Lack of Entrepreneurial Risk
If a purported preferred return payment arrangement lacks significant entrepreneurial risk, it might be a disguised payment for services.
For instance, if a partner is virtually certain to receive a purported preferred return payment of a fixed dollar amount, the arrangement may lack entrepreneurial risk. But preferred return payments that are based on partnership net income would seem, by definition, to have the requisite entrepreneurial risk.
(If we have learned anything in the past year, it’s that a business’s net income level is no sure thing. Right?)
If the service provider would hold (or be expected to hold) the partnership interest for only a short duration, a purported preferred return payment might be a disguised payment for services.
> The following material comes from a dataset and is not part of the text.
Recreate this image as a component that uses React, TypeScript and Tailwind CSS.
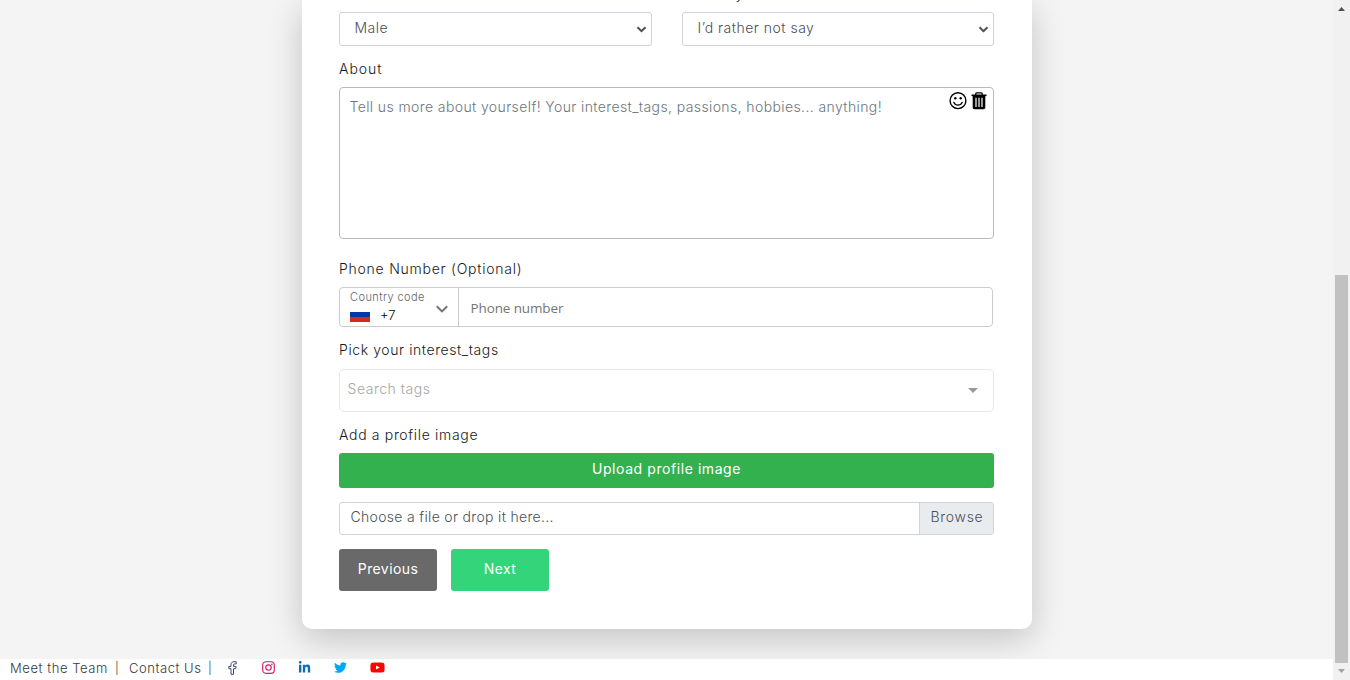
import React from "react";
import { FaTwitter, FaYoutube, FaLinkedinIn } from "react-icons/fa";

function Label({ text, className }: { text: string; className: string }) {
  return (
    <label className={`block whitespace-nowrap pl-[0.5px] text-[14px] leading-[20px] text-[#16191d] ${className}`}>{text}</label>
  );
}

function SelectBox({ value, width, className }: { value: string; width: string; className: string }) {
  return (
    <div className={`flex h-[34px] items-center justify-between rounded-[3px] border border-[#ced4da] bg-white pl-[15px] pr-[4px] text-[14px] leading-[20px] text-[#495057] ${width}`}>
      <span className={`mb-[3px] ${className}`}>{value}</span>
      <svg width="11" height="7" viewBox="0 0 11 7" className="mt-px">
        <path d="M1.5 1.2 5.5 5.2 9.5 1.2" fill="none" stroke="#495057" strokeWidth="2" />
      </svg>
    </div>
  );
}

function SmileIcon() {
  return (
    <svg width="18" height="18" viewBox="0 0 18 18" fill="none" stroke="#000">
      <circle cx="9" cy="8.7" r="7.9" strokeWidth="1.4" />
      <circle cx="6.3" cy="6.3" r="1.2" fill="#000" stroke="none" />
      <circle cx="11.7" cy="6.3" r="1.2" fill="#000" stroke="none" />
      <path d="M4.8 10.3c.8 1.9 2.4 2.9 4.2 2.9s3.4-1 4.2-2.9" strokeWidth="1.3" strokeLinecap="round" />
    </svg>
  );
}

function TrashIcon() {
  return (
    <svg width="16" height="18" viewBox="0 0 16 18" fill="none">
      <path d="M4.7 3V1.900c0-.6.4-1 1-1h4.600c.6 0 1 .4 1 1V3" stroke="#000" strokeWidth="1.3" />
      <path d="M.5 2.500h15v1.600h-15z" fill="#000" />
      <path d="M1.700 4h12.600v11.600c0 1-.7 1.700-1.700 1.700H3.400c-1 0-1.700-.7-1.700-1.700z" fill="#000" />
      <path d="M5 5.800v9.200M8 5.800v9.200M11 5.800v9.200" stroke="#fff" strokeWidth="1.2" />
    </svg>
  );
}

function FacebookIcon() {
  return (
    <svg width="9" height="14" viewBox="0 0 9 14" fill="none" stroke="#3b4a78" strokeWidth="1">
      <path d="M3 13.300V7.700H.8V5.400H3V3.600C3 1.800 4.200.7 5.900.7h2.300v2.200H6.700c-.8 0-1.200.4-1.200 1.100v1.400h2.600l-.4 2.300H5.500v5.600z" />
    </svg>
  );
}

function InstagramIcon() {
  return (
    <svg width="13" height="13" viewBox="0 0 13 13" fill="none" stroke="#d01f6d">
      <rect x=".7" y=".7" width="11.6" height="11.6" rx="3.3" strokeWidth="1.15" />
      <circle cx="6.5" cy="6.5" r="2.7" strokeWidth="1.15" />
      <circle cx="9.9" cy="3.2" r=".8" fill="#d01f6d" stroke="none" />
    </svg>
  );
}

export default function App() {
  return (
    <div className="flex h-[680px] w-[1350px] overflow-hidden bg-[#f4f4f4] font-['Inter',sans-serif] font-light">
      <div className="flex h-full min-w-0 flex-1 flex-col">
        <main className="flex h-[659px] justify-center overflow-hidden">
          <div className="h-[629px] w-[730px] rounded-b-[10px] bg-white pl-[37px] pr-[38px] shadow-[0_10px_34px_rgba(0,0,0,0.2)]">
            <div className="flex h-[12px] items-end justify-end overflow-hidden">
              <Label text="Sexuality" className="mb-[8px] w-[312px] tracking-[0.3px]" />
            </div>
            <div className="flex gap-[30px]">
              <SelectBox value="Male" width="w-[313px]" className="tracking-[0.5px]" />
              <SelectBox value="I’d rather not say" width="w-[312px]" className="tracking-[0.5px]" />
            </div>

            <Label text="About" className="mt-[13px] tracking-[0.95px]" />
            <div className="mt-[8px] flex h-[152px] items-start justify-between rounded-[4px] border border-[#b8bbbe] pl-[10px] pr-[6px]">
              <span className="mt-[9px] whitespace-nowrap text-[14px] leading-[20px] tracking-[0.395px] text-[#6c757d]">
                Tell us more about yourself! Your interest_tags, passions, hobbies... anything!
              </span>
              <div className="mt-[4px] flex gap-[4px]">
                <SmileIcon />
                <TrashIcon />
              </div>
            </div>

            <Label text="Phone Number (Optional)" className="mt-[20px] tracking-[0.76px]" />
            <div className="mr-px mt-[8px] flex h-[40px] rounded-[4px] border border-[#ccc]">
              <div className="flex w-[119px] items-center justify-between border-r border-[#ccc] pl-[10px] pr-[10px]">
                <div className="flex flex-col pb-[2px]">
                  <span className="whitespace-nowrap pl-[0.5px] text-[11px] leading-[18px] tracking-[0.43px] text-[#5f6368]">Country code</span>
                  <div className="flex h-[18px] items-center gap-[10px]">
                    <div className="flex h-[14px] w-[20px] flex-col">
                      <div className="h-[4px] bg-white" />
                      <div className="h-[5px] bg-[#0039a6]" />
                      <div className="h-[5px] bg-[#d52b1e]" />
                    </div>
                    <span className="mb-px pl-[0.5px] text-[13px] leading-[18px] text-black">+7</span>
                  </div>
                </div>
                <svg width="12" height="8" viewBox="0 0 12 8" className="-ml-[10px] mt-[4px]">
                  <path d="M.8 1.2 6 6.4l5.200-5.200" fill="none" stroke="#747474" strokeWidth="2" />
                </svg>
              </div>
              <div className="flex items-center pl-[12px] pt-[3px] font-['Open_Sans','Noto_Sans',sans-serif] text-[13.5px] font-normal tracking-[-0.12px] text-[#757575]">
                Phone number
              </div>
            </div>

            <Label text="Pick your interest_tags" className="mt-[13px] tracking-[0.59px]" />
            <div className="mt-[9px] flex h-[43px] items-center justify-between rounded-[5px] border border-[#e8e8e8] pl-[8px] pr-[15px]">
              <span className="mb-[4px] text-[14px] leading-[20px] tracking-[0.53px] text-[#a5a5a5]">Search tags</span>
              <div className="h-0 w-0 border-x-[5px] border-t-[5px] border-x-transparent border-t-[#999]" />
            </div>

            <Label text="Add a profile image" className="mt-[13px] tracking-[0.67px]" />
            <button className="mt-[8px] flex h-[35px] w-full items-center justify-center rounded-[3px] bg-[#34b14f] pb-[4px] pl-px text-[14px] font-normal leading-[20px] tracking-[0.57px] text-white">
              Upload profile image
            </button>

            <div className="mt-[14px] flex h-[33px] overflow-hidden rounded-[3px] border border-[#ced4da] text-[14px] leading-[20px] text-[#495057]">
              <span className="flex-1 pl-[11px] pt-[4px] tracking-[0.32px]">Choose a file or drop it here...</span>
              <span className="w-[74px] border-l border-[#ced4da] bg-[#e9ecef] pl-[11px] pt-[4px] tracking-[0.7px]">Browse</span>
            </div>

            <div className="mt-[14px] flex gap-[14px] text-[14px] font-normal leading-[20px] tracking-[0.4px] text-white">
              <button className="h-[42px] w-[98px] rounded-[3px] bg-[#696969] pb-[2px] pl-px">Previous</button>
              <button className="h-[42px] w-[98px] rounded-[3px] bg-[#34d57a] pb-[2px] pl-px">Next</button>
            </div>
          </div>
        </main>

        <footer className="flex h-[21px] items-start bg-white pl-[10px] text-[13px] leading-[18px] text-[#343a40]">
          <span className="w-[105px] whitespace-nowrap tracking-[0.58px]">Meet the Team</span>
          <span className="w-[14px] text-[12px]">|</span>
          <span className="w-[79px] whitespace-nowrap tracking-[0.55px]">Contact Us</span>
          <span className="w-[20px] text-[12px]">|</span>
          <div className="flex h-[17px] items-center">
            <div className="w-[34px]"><FacebookIcon /></div>
            <div className="w-[36px]"><InstagramIcon /></div>
            <div className="w-[36px]"><FaLinkedinIn size={13} color="#0a6eb4" /></div>
            <div className="w-[36px]"><FaTwitter size={13} color="#03a9f4" /></div>
            <FaYoutube size={15} color="#ff0000" />
          </div>
        </footer>
      </div>

      <div className="flex w-[17px] flex-col items-center bg-[#f1f1f1]">
        <div className="flex h-[17px] items-center">
          <svg width="7" height="4" viewBox="0 0 7 4"><path d="M0 4 3.500 0 7 4z" fill="#505050" /></svg>
        </div>
        <div className="mt-[258px] h-[388px] w-[13px] bg-[#c1c1c1]" />
        <div className="flex h-[17px] items-center pb-px">
          <svg width="7" height="4" viewBox="0 0 7 4"><path d="M0 0h7L3.500 4z" fill="#a3a3a3" /></svg>
        </div>
      </div>
    </div>
  );
}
Timing of Allocation and Related Distribution
If the service provider would receive a purported preferred return allocation and a related distribution within a time frame in which a non-partner would typically expect to receive payment for services, the purported preferred return payment might be a disguised payment for services.
If the service provider is a partner primarily to obtain tax benefits that wouldn’t otherwise be available, a purported preferred return payment might be a disguised payment for services.
Small Partnership Interest
If the service provider’s interest in partnership profits is small compared with a purported preferred return payment, the purported preferred return payment might be a disguised payment for services.
Bottom line. The most important factor listed in the proposed regulations is the entrepreneurial risk factor. In case of an IRS audit, a purported preferred return payment arrangement that lacks significant entrepreneurial risk will probably be viewed as a disguised payment for services. As such, it will not count as QBI.
But an arrangement that has the requisite significant entrepreneurial risk probably won’t be viewed as a disguised payment for services unless the other factors indicate to the contrary.